### WHAT IS REQUIRED
Tally the lines in the listing below that contain "styles" and report the tally alone.
>> start RECORDED DATA
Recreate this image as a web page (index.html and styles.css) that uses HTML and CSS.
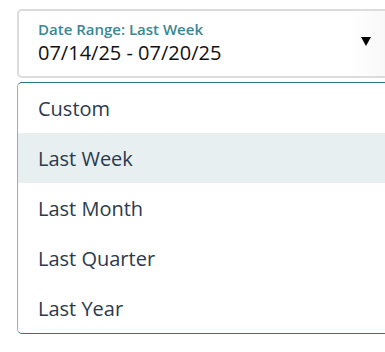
FILE: index.html
```html
<!DOCTYPE html>
<html lang="en">
<head>
    <meta charset="UTF-8">
    <meta name="viewport" content="width=device-width, initial-scale=1.0">
    <title>Date Range</title>
    <link rel="stylesheet" href="styles.css">
</head>
<body>
    <div class="picker">
        <!-- Selected value -->
        <div class="select">
            <div class="select-text">
                <span class="select-label">Date Range: Last Week</span>
                <span class="select-value">07/14/25 - 07/20/25</span>
            </div>
            <span class="select-arrow"></span>
        </div>

        <!-- Options list -->
        <ul class="options">
            <li class="option">Custom</li>
            <li class="option active">Last Week</li>
            <li class="option">Last Month</li>
            <li class="option">Last Quarter</li>
            <li class="option">Last Year</li>
        </ul>
    </div>
</body>
</html>
```

FILE: styles.css
```css
/* Reset default styles */
* {
    margin: 0;
    padding: 0;
    box-sizing: border-box;
}

body {
    font-family: "Open Sans", "Noto Sans", sans-serif;
    background-color: #fff;
    padding: 9px 0 0 17px;
    overflow: hidden;
    height: 352px;
}

.picker {
    width: 380px;
}

/* Selected value box */
.select {
    height: 69px;
    border: 2px solid #dcdcdc;
    border-radius: 5px;
    display: flex;
    align-items: center;
    justify-content: space-between;
    padding: 0 24px 2px 19px;
    background: linear-gradient(to right, #fff 88%, #f6f6f6 100%);
}

.select-text {
    display: flex;
    flex-direction: column;
}

.select-label {
    font-size: 15px;
    line-height: 21px;
    font-weight: 600;
    color: #3a8793;
}

.select-value {
    font-size: 20px;
    line-height: 26px;
    color: #111;
}

.select-arrow {
    width: 0;
    height: 0;
    border-left: 5px solid transparent;
    border-right: 5px solid transparent;
    border-top: 9px solid #000;
    margin-bottom: 2px;
}

/* Options dropdown */
.options {
    list-style: none;
    margin-top: 4px;
    border: 1px solid #2b7682;
    border-left-color: #8fb3b9;
    border-radius: 5px;
}

.option {
    height: 50px;
    display: flex;
    align-items: center;
    padding-left: 20px;
    font-size: 20px;
    color: #2b3a4d;
}

.option.active {
    background-color: #e7eff1;
}
```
>> end RECORDED DATA
### EXERCISE ANSWER
4